Marcia Lucas, one of three editors who won an Academy Award for their work on the original Star Wars film, has died. She was 80.

Lucasfilm was deeply saddened to learn of the passing of Marcia Lucas. The 80-year-old was one of the three editors to take home an Oscar for 1977’s Star Wars: A New Hope.
After Lucasfilm’s establishment in 1971, production began on George Lucas’ newest feature film, American Graffiti (1973). Marcia Lucas joined her mentor Verna Fields as editor of the film, for which the pair received an Oscar nomination.

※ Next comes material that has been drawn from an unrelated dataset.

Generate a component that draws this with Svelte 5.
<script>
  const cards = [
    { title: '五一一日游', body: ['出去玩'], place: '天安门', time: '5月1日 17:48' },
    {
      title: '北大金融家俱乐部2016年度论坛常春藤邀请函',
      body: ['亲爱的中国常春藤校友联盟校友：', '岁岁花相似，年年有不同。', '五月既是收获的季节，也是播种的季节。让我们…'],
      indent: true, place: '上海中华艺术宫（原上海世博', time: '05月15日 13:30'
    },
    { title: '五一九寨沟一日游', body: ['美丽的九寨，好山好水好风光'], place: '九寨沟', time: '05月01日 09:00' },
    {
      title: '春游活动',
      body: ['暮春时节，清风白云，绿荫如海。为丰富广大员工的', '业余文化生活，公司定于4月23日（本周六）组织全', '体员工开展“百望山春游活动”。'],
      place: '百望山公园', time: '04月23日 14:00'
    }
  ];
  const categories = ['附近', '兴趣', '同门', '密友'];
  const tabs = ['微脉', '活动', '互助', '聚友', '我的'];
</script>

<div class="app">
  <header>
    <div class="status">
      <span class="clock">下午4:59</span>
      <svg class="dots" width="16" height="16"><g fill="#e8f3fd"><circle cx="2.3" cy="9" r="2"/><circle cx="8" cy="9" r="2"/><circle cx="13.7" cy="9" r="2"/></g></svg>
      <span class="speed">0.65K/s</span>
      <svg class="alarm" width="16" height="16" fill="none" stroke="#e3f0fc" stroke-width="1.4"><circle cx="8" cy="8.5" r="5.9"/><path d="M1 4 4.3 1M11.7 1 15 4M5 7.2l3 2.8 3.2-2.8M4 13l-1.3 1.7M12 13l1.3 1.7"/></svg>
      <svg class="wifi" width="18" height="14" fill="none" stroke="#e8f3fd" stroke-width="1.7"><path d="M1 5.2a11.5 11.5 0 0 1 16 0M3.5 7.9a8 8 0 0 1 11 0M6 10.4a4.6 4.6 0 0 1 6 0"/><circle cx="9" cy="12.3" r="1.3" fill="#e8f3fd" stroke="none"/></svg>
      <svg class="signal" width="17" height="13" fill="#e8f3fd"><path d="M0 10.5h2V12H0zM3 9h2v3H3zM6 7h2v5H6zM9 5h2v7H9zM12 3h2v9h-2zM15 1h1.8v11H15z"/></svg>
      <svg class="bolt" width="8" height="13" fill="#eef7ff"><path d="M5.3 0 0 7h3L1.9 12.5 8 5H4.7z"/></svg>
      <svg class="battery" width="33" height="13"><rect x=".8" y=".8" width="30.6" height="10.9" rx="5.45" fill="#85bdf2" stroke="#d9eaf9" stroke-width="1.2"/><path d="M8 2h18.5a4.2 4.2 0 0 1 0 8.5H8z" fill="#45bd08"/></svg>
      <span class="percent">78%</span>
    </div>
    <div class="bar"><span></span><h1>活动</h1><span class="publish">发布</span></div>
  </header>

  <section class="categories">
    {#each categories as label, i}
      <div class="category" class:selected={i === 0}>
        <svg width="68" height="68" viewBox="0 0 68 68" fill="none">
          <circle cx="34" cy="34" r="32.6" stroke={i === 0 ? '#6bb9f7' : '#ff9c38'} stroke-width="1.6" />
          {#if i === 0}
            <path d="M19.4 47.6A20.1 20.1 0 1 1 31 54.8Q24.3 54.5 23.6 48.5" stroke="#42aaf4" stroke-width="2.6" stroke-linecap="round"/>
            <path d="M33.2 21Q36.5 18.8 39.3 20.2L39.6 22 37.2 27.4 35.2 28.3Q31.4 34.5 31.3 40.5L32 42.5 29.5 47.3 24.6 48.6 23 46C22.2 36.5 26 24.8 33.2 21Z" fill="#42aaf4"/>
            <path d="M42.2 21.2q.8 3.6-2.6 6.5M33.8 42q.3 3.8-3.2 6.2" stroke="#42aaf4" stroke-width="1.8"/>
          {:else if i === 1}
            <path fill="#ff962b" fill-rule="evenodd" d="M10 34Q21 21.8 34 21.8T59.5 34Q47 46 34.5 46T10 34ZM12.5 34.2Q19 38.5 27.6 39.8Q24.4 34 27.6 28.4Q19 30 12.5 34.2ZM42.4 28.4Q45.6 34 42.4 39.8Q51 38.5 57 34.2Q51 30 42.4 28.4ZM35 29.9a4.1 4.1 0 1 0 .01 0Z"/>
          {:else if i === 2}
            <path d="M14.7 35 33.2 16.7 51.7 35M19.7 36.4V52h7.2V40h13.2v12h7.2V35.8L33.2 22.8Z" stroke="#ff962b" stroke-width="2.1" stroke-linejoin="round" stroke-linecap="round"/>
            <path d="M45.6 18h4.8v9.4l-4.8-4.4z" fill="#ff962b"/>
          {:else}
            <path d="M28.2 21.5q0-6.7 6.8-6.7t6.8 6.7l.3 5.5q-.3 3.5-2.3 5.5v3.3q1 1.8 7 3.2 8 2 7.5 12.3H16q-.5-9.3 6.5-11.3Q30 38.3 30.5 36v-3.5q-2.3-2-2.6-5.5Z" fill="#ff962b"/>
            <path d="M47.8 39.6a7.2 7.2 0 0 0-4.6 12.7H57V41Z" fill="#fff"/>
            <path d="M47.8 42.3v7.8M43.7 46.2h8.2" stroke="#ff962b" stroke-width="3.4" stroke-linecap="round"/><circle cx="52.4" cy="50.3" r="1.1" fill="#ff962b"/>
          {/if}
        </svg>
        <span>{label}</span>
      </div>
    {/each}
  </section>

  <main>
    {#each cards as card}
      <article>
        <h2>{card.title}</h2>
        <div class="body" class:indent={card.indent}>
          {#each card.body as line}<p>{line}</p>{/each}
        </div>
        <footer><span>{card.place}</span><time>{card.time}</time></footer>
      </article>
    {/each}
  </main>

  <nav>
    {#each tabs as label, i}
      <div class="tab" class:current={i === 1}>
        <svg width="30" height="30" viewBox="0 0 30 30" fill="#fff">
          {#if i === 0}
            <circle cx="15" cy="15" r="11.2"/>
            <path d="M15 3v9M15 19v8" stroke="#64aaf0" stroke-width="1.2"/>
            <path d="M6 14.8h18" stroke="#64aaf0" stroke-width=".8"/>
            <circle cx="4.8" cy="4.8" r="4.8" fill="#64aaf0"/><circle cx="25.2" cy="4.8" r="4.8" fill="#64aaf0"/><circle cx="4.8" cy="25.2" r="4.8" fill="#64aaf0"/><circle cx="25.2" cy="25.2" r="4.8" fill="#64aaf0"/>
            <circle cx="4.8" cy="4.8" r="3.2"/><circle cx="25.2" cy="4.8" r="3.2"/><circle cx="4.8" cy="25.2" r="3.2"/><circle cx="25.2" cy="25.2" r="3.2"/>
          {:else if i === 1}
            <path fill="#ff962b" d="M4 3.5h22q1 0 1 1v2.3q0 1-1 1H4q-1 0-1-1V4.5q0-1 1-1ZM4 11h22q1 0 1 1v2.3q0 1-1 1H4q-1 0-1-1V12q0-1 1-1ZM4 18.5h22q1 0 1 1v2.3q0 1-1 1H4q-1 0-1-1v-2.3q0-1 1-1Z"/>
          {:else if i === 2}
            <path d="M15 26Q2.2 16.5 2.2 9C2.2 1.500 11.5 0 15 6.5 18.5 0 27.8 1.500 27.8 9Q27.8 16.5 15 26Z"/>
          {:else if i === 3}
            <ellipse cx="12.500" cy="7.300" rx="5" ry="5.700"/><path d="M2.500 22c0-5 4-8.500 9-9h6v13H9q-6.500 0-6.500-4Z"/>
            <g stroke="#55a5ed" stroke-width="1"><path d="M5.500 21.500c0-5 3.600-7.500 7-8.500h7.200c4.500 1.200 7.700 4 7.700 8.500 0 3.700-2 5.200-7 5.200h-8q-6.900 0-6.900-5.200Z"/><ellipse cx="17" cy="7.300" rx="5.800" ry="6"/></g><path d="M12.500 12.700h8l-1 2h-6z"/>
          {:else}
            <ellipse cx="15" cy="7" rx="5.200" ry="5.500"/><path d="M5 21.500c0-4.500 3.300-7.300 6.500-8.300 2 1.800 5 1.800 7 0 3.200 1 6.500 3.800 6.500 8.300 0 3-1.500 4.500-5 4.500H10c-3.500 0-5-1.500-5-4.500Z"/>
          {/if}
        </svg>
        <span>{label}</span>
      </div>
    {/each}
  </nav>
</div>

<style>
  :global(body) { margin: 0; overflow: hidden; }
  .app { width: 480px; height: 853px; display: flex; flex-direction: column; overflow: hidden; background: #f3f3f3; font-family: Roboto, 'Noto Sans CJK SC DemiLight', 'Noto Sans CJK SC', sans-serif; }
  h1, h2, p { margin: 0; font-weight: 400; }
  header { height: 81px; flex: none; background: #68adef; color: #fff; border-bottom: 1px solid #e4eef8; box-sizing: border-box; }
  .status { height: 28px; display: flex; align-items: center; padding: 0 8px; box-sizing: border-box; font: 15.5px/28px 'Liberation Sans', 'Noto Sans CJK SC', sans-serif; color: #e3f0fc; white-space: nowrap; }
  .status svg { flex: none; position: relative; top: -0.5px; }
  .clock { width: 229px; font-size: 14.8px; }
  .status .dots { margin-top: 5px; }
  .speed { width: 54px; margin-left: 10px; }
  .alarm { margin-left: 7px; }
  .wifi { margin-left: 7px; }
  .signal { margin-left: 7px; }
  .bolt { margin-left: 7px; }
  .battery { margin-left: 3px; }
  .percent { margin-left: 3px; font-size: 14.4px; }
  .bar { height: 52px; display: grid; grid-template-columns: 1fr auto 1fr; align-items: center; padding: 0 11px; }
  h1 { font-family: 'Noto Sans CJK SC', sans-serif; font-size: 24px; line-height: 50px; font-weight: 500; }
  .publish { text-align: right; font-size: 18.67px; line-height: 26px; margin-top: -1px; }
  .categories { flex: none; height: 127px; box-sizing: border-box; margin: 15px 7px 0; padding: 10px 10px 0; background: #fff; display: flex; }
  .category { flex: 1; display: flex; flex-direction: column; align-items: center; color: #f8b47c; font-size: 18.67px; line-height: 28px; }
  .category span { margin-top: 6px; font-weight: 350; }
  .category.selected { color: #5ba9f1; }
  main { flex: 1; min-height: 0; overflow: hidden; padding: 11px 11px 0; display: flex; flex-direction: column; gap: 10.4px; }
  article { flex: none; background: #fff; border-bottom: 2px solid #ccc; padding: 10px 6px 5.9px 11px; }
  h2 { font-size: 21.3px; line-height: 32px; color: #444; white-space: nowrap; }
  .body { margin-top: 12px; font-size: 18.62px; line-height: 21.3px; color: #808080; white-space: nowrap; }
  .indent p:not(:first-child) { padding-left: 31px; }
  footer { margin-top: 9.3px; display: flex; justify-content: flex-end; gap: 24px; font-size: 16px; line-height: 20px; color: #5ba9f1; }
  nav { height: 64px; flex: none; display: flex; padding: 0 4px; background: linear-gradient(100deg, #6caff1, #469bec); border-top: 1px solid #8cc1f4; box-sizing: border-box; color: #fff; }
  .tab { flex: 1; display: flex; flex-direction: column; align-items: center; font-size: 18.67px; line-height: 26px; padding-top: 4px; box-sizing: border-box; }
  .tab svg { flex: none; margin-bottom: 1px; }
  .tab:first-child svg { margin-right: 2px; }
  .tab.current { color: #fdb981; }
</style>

Marcia then worked for director Martin Scorsese on Alice Doesn’t Live Here Anymore (1974) and Taxi Driver (1976) as Lucasfilm readied Star Wars: A New Hope.

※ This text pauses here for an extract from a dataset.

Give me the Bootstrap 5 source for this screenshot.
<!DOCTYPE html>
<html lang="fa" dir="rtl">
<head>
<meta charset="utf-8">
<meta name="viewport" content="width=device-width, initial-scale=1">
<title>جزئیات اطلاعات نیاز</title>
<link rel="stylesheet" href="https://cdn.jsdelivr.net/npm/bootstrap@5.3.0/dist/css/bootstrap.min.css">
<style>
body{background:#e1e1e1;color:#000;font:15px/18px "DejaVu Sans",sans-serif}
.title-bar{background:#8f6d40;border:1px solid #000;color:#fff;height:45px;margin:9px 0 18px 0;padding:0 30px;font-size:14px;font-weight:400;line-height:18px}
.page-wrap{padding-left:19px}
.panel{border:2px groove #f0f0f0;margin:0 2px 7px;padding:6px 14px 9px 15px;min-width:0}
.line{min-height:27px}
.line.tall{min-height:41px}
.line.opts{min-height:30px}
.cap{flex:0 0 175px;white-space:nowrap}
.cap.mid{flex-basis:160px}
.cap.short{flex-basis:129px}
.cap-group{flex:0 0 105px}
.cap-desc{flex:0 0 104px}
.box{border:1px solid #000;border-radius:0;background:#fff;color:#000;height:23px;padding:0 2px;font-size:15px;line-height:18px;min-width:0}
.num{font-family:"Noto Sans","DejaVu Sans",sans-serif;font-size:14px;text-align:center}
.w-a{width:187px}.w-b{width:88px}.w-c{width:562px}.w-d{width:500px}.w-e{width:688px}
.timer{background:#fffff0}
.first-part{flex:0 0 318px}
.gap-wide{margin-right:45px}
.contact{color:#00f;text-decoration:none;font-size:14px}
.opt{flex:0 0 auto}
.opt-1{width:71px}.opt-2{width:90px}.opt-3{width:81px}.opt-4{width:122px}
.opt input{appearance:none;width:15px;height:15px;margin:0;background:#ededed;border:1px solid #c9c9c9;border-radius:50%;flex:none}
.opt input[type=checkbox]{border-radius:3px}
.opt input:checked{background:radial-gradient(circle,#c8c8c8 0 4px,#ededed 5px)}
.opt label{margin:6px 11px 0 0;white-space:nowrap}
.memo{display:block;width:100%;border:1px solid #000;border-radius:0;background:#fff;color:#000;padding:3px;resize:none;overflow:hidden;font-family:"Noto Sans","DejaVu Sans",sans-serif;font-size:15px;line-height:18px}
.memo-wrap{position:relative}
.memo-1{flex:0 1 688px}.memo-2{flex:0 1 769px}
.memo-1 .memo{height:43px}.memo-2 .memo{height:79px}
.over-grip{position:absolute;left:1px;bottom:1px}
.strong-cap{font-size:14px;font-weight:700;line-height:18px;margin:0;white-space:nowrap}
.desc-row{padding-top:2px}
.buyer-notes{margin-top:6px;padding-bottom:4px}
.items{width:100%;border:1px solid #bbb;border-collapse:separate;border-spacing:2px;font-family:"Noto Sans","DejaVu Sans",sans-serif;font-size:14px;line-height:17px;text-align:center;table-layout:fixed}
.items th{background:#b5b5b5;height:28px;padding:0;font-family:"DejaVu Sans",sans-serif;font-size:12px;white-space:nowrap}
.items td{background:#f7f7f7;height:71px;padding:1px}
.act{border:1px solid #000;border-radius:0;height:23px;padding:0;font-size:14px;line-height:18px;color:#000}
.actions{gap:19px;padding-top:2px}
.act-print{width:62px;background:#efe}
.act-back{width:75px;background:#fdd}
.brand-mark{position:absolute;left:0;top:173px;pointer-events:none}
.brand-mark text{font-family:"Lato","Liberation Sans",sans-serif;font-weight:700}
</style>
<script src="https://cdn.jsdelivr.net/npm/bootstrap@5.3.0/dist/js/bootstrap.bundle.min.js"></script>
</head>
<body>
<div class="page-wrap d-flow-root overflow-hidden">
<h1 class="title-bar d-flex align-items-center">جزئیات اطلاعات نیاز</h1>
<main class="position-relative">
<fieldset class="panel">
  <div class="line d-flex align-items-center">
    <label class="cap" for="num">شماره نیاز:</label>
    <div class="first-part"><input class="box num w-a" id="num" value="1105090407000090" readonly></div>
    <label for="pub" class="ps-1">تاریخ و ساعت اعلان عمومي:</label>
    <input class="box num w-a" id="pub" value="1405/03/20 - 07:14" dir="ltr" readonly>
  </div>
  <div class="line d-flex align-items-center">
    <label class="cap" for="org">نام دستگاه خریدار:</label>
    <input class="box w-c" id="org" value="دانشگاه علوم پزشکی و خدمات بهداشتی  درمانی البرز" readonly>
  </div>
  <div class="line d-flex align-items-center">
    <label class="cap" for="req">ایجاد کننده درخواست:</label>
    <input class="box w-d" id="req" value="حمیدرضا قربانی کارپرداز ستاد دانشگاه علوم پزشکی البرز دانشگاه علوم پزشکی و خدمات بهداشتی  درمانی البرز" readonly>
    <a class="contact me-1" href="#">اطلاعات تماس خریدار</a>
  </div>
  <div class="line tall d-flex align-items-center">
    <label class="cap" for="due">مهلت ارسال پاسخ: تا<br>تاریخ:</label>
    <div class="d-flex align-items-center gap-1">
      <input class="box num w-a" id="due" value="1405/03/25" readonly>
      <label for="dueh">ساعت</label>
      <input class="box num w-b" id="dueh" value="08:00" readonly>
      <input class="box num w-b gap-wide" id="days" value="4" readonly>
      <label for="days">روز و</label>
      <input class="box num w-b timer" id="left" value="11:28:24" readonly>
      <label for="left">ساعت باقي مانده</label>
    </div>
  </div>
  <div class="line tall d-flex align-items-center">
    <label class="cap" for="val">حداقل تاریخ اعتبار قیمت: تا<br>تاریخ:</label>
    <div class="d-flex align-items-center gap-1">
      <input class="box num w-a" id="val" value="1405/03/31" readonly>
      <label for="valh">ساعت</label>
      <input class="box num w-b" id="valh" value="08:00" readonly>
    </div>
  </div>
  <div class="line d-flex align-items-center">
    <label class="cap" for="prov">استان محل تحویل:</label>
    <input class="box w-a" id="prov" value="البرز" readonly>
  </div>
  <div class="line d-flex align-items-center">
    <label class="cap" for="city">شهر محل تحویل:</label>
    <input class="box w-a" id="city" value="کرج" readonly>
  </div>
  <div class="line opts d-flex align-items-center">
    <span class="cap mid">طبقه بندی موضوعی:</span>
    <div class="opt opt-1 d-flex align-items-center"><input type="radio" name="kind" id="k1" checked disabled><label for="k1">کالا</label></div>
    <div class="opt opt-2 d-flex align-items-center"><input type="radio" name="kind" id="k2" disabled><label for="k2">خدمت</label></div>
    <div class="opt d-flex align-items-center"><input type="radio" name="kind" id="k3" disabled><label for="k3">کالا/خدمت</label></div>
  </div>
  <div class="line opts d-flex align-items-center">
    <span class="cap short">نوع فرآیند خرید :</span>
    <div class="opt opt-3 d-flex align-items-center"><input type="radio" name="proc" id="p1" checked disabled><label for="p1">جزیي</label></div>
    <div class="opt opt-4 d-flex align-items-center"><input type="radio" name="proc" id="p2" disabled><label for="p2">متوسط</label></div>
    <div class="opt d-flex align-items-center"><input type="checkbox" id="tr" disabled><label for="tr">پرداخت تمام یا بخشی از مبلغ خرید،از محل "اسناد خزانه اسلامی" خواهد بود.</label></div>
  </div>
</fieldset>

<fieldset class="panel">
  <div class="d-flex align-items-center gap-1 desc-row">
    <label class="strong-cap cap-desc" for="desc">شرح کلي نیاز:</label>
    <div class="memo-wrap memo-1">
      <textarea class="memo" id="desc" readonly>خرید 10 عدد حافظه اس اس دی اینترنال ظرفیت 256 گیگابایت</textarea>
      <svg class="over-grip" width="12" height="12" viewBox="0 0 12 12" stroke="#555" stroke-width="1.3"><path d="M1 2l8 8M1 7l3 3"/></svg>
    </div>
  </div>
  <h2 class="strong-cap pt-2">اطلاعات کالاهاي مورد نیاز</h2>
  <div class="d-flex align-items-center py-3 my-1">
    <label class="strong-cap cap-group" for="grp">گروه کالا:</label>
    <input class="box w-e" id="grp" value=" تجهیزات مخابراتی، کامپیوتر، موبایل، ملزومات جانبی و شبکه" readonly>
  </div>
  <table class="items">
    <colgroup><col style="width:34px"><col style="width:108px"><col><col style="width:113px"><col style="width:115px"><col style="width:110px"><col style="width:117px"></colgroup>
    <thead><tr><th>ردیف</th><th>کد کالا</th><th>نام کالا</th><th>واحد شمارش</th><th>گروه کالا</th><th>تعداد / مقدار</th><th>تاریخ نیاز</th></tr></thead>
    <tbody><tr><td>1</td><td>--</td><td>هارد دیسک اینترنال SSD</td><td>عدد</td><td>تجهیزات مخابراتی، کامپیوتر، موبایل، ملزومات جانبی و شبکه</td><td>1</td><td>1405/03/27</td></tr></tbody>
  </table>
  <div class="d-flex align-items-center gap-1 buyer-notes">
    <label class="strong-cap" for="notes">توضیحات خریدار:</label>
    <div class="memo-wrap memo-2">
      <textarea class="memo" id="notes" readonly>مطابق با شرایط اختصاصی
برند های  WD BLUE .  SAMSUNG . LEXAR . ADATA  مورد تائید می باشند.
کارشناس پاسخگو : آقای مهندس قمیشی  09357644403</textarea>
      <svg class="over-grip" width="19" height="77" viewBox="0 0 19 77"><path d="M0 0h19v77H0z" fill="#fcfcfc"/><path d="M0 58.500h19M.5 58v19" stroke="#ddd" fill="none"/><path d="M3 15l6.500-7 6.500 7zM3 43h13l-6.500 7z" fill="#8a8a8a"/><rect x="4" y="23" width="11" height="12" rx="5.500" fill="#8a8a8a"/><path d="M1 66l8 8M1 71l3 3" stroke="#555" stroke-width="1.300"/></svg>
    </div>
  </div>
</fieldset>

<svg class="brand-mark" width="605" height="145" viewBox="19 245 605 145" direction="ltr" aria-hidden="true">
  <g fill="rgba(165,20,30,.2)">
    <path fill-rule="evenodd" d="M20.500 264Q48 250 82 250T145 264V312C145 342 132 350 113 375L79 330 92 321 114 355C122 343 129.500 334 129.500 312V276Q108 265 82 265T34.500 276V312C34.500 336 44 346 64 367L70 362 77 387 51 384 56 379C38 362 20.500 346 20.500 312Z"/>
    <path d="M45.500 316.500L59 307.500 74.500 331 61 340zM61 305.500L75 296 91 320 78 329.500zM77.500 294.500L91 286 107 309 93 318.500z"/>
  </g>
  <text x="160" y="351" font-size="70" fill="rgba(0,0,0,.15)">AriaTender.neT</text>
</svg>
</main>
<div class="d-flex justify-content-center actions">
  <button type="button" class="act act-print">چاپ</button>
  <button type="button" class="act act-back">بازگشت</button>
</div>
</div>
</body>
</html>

As the film entered post-production, George Lucas found that a near total restart was required, and Richard Chew and Paul Hirsch joined the editorial team with Marcia, who eventually departed to work on Scorsese’s New York, New York (1977). Along with Chew and Hirsch, she would go on to win the Oscar for Star Wars in 1978.
In succeeding years, Marcia contributed to other Lucasfilm productions, including More American Graffiti (1979), Star Wars: The Empire Strikes Back (1980), and Star Wars: Return of the Jedi (1983), among others.
“I love film editing,” Marcia once told a reporter. “I have an innate ability to take good material and make it better, and to take bad material and make it fair.”
Lucasfilm joins the global filmmaking community in mourning the loss of Marcia Lucas.